Lettere Napolitane di Pietro Calà Ulloa

di Armando Pepe

L’atto di una riedizione, nel senso di nuova acquisizione agli studi storiografici, di un libro molto citato e non parimenti letto, è sempre un momento che stimola il dibattito intorno a un tema. Da pochi giorni, per i tipi della D’Amico Editore, è uscito il volume “Lettere Napolitane”, di Pietro Calà Ulloa, nella traduzione di Teodoro Salzillo e con un saggio introduttivo di Carmine Pinto. L’utilità dell’operazione, al di là di un punto di vista meramente commerciale, rientra nel riportare alla luce le fonti da cui attingono, per sentito dire più che per meditata lettura, gli odierni scrittori del versante neoborbonico. Quindi, a ogni buon conto, è un lavoro che tende alla demistificazione, cercando di riportare alle sue vere dimensioni e proporzioni ciò che è stato oggetto di una deliberata alterazione e/o falsificazione delle fonti. Giustamente, compito dello storico è scrivere le cose per come sono andate,  ma c’è anche- come fa Pinto- chi si pone l’implicita domanda sul perché altre narrazioni trovino riscontro non marginale tra i lettori, non tenuti ad essere necessariamente informati dei fatti. 

Dopo la resa di Gaeta, nel 1861 Francesco II e la sua corte, cui apparteneva anche il marchese Pietro Calà Ulloa, andarono in esilio a Roma, dapprima soggiornando al Quirinale, poi a Palazzo Farnese fino al 1870, andandosene pochi mesi prima che la città fosse presa dalle truppe italiane, dai bersaglieri nella breccia di Porta Pia. Già nella prima pagina introduttiva, Pinto precisa che nel corso dell’esilio romano «il re [Francesco II di Borbone] e il marchese [Pietro Calà Ulloa] conversavano a lungo. Il tema era sempre lo stesso, da quando avevano lasciato Napoli nel settembre del 1860. Come riconquistare il regno? Come giungere a quella Restaurazione che i Borbone avevano ottenuto contro i francesi e contro i rivoluzionari? […] Il marchese, scrittore grafomane e parlatore instancabile, cercava di portare sul suo terreno Francesco II». 

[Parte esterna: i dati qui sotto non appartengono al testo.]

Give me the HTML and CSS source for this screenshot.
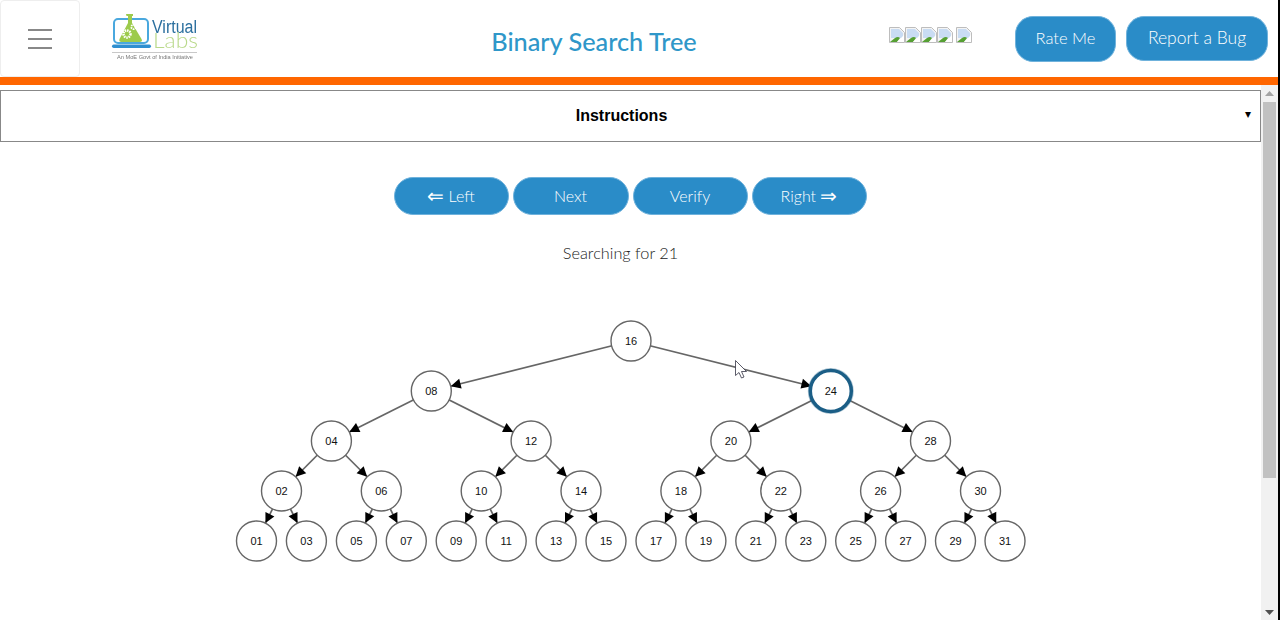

Nelle more delle chissà quanto illuse conversazioni il marchese Calà Ulloa trovava il tempo di scrivere a vari corrispondenti di pregio sparsi per l’Europa, quasi a voler far sentire a tutti i costi la propria voce disperata e vaticinante, post eventum però. Le lettere sono ordinate per argomento e ricoprono un ampio ventaglio di temi, che sottendono un’auto-rappresentazione immaginata e immaginifica di una realtà che mai fu. Proditoriamente invaso, il regno duo-siciliano, secondo Calà Ulloa, era un paradiso in Terra. Sistematicamente, per fare presa sulla psicologia del lettore, sono usati vieti ma sempre efficaci stereotipi come il massacro di genti inermi, anzi «l’impazienza di questi carnefici [i piemontesi] non permette neppure alle vittime di ricevere gli ultimi conforti di che è larga la pietosa e santa religione. […] Quante madri sono state fucilate nelle Due Sicilie per aver portato o perché si sospettavano portatrici del pane ai loro figli insorti, o refrattari! L’oscura condizione di questi figli ha fatto ignorare all’Europa il supplizio delle loro madri. Uomini, donne, vecchi, fanciulli, tutti si passano per le armi, ora come parenti, ora come parenti dei complici, o come complici de’ parenti. (pagina 111)». Gente data a fuoco, e per implementare le fiamme si usava l’acqua ragia, non si conta, seguendo i falsi esempi addotti da Calà Ulloa. Se fossero stati veri i roghi oggi il Mezzogiorno d’Italia sarebbe probabilmente abitato, ma di certo non da italiani. Il cliché è sempre lo stesso: l’invasione piemontese è la negazione dello stato di diritto, napoletani e piemontesi sono di due “razze” diverse; al massimo avrebbe potuto esserci una confederazione, ma mai l’unità di due corpi che per legislazione e antropologia erano agli antipodi. Per quanto si possano definire desueti se non rozzi, i moduli narrativi di Calà Ulloa sono stati ripresi da epigoni contemporanei e vengono attualmente declinati in chiave minore se non minima. Riesce difficile da leggere e alquanto stucchevole solamente l’esaltazione finanziaria del regno di Napoli a fronte degli altri stati italiani coevi, chiaramente confutabile avendo a portata di mano dati economici inconfutabili. A dire il vero, a me Calà Ulloa è parso triste e solitario, avviato verso un inesorabile declino, come un personaggio dei romanzi di Gabriel García Marquez.